====== DATA ======
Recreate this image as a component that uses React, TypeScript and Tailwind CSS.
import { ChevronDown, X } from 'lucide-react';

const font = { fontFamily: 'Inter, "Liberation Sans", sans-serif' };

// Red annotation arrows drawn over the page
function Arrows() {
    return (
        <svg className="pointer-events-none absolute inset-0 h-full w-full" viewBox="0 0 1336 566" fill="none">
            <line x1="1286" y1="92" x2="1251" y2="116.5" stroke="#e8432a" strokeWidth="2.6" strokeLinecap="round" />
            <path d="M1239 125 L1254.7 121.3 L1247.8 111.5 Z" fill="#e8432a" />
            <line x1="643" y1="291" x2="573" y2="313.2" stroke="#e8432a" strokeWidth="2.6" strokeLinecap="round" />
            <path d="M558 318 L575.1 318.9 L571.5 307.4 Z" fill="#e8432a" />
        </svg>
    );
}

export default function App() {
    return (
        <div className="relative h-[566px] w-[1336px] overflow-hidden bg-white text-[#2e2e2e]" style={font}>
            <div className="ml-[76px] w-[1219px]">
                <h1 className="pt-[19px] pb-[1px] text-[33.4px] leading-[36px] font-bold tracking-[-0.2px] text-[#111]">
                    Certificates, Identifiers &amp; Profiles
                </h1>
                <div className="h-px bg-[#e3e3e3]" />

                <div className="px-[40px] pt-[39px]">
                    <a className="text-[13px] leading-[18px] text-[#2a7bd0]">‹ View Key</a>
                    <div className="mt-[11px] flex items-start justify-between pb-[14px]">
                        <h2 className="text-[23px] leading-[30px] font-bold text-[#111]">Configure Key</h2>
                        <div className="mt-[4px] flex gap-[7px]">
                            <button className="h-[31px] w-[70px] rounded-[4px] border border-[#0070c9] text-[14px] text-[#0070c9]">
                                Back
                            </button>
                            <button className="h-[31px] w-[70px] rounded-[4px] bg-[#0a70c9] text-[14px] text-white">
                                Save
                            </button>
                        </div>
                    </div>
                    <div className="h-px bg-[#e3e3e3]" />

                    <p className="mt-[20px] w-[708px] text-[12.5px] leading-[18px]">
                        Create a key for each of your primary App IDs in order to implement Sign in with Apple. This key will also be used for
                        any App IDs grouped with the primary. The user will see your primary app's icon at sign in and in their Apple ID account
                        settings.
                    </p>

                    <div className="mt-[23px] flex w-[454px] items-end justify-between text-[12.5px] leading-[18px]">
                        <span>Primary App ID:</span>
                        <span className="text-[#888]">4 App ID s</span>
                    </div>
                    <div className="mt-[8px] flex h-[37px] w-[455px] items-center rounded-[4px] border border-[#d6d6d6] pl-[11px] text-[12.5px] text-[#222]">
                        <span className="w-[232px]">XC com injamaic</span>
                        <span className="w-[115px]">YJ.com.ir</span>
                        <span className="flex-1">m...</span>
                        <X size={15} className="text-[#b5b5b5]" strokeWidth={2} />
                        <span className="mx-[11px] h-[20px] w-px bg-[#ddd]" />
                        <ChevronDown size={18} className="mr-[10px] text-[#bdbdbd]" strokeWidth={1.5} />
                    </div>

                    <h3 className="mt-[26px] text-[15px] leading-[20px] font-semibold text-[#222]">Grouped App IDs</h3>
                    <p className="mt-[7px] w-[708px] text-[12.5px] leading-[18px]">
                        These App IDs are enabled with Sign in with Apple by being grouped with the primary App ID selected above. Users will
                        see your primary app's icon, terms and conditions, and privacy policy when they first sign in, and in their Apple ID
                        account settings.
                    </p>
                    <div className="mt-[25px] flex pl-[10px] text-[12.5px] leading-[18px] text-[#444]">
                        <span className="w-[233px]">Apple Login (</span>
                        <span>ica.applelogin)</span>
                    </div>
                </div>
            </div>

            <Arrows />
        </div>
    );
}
======
Write the data from above out again, exactly.

Recreate this image as a component that uses React, TypeScript and Tailwind CSS.
import { ChevronDown, X } from 'lucide-react';

const font = { fontFamily: 'Inter, "Liberation Sans", sans-serif' };

// Red annotation arrows drawn over the page
function Arrows() {
    return (
        <svg className="pointer-events-none absolute inset-0 h-full w-full" viewBox="0 0 1336 566" fill="none">
            <line x1="1286" y1="92" x2="1251" y2="116.5" stroke="#e8432a" strokeWidth="2.6" strokeLinecap="round" />
            <path d="M1239 125 L1254.7 121.3 L1247.8 111.5 Z" fill="#e8432a" />
            <line x1="643" y1="291" x2="573" y2="313.2" stroke="#e8432a" strokeWidth="2.6" strokeLinecap="round" />
            <path d="M558 318 L575.1 318.9 L571.5 307.4 Z" fill="#e8432a" />
        </svg>
    );
}

export default function App() {
    return (
        <div className="relative h-[566px] w-[1336px] overflow-hidden bg-white text-[#2e2e2e]" style={font}>
            <div className="ml-[76px] w-[1219px]">
                <h1 className="pt-[19px] pb-[1px] text-[33.4px] leading-[36px] font-bold tracking-[-0.2px] text-[#111]">
                    Certificates, Identifiers &amp; Profiles
                </h1>
                <div className="h-px bg-[#e3e3e3]" />

                <div className="px-[40px] pt-[39px]">
                    <a className="text-[13px] leading-[18px] text-[#2a7bd0]">‹ View Key</a>
                    <div className="mt-[11px] flex items-start justify-between pb-[14px]">
                        <h2 className="text-[23px] leading-[30px] font-bold text-[#111]">Configure Key</h2>
                        <div className="mt-[4px] flex gap-[7px]">
                            <button className="h-[31px] w-[70px] rounded-[4px] border border-[#0070c9] text-[14px] text-[#0070c9]">
                                Back
                            </button>
                            <button className="h-[31px] w-[70px] rounded-[4px] bg-[#0a70c9] text-[14px] text-white">
                                Save
                            </button>
                        </div>
                    </div>
                    <div className="h-px bg-[#e3e3e3]" />

                    <p className="mt-[20px] w-[708px] text-[12.5px] leading-[18px]">
                        Create a key for each of your primary App IDs in order to implement Sign in with Apple. This key will also be used for
                        any App IDs grouped with the primary. The user will see your primary app's icon at sign in and in their Apple ID account
                        settings.
                    </p>

                    <div className="mt-[23px] flex w-[454px] items-end justify-between text-[12.5px] leading-[18px]">
                        <span>Primary App ID:</span>
                        <span className="text-[#888]">4 App ID s</span>
                    </div>
                    <div className="mt-[8px] flex h-[37px] w-[455px] items-center rounded-[4px] border border-[#d6d6d6] pl-[11px] text-[12.5px] text-[#222]">
                        <span className="w-[232px]">XC com injamaic</span>
                        <span className="w-[115px]">YJ.com.ir</span>
                        <span className="flex-1">m...</span>
                        <X size={15} className="text-[#b5b5b5]" strokeWidth={2} />
                        <span className="mx-[11px] h-[20px] w-px bg-[#ddd]" />
                        <ChevronDown size={18} className="mr-[10px] text-[#bdbdbd]" strokeWidth={1.5} />
                    </div>

                    <h3 className="mt-[26px] text-[15px] leading-[20px] font-semibold text-[#222]">Grouped App IDs</h3>
                    <p className="mt-[7px] w-[708px] text-[12.5px] leading-[18px]">
                        These App IDs are enabled with Sign in with Apple by being grouped with the primary App ID selected above. Users will
                        see your primary app's icon, terms and conditions, and privacy policy when they first sign in, and in their Apple ID
                        account settings.
                    </p>
                    <div className="mt-[25px] flex pl-[10px] text-[12.5px] leading-[18px] text-[#444]">
                        <span className="w-[233px]">Apple Login (</span>
                        <span>ica.applelogin)</span>
                    </div>
                </div>
            </div>

            <Arrows />
        </div>
    );
}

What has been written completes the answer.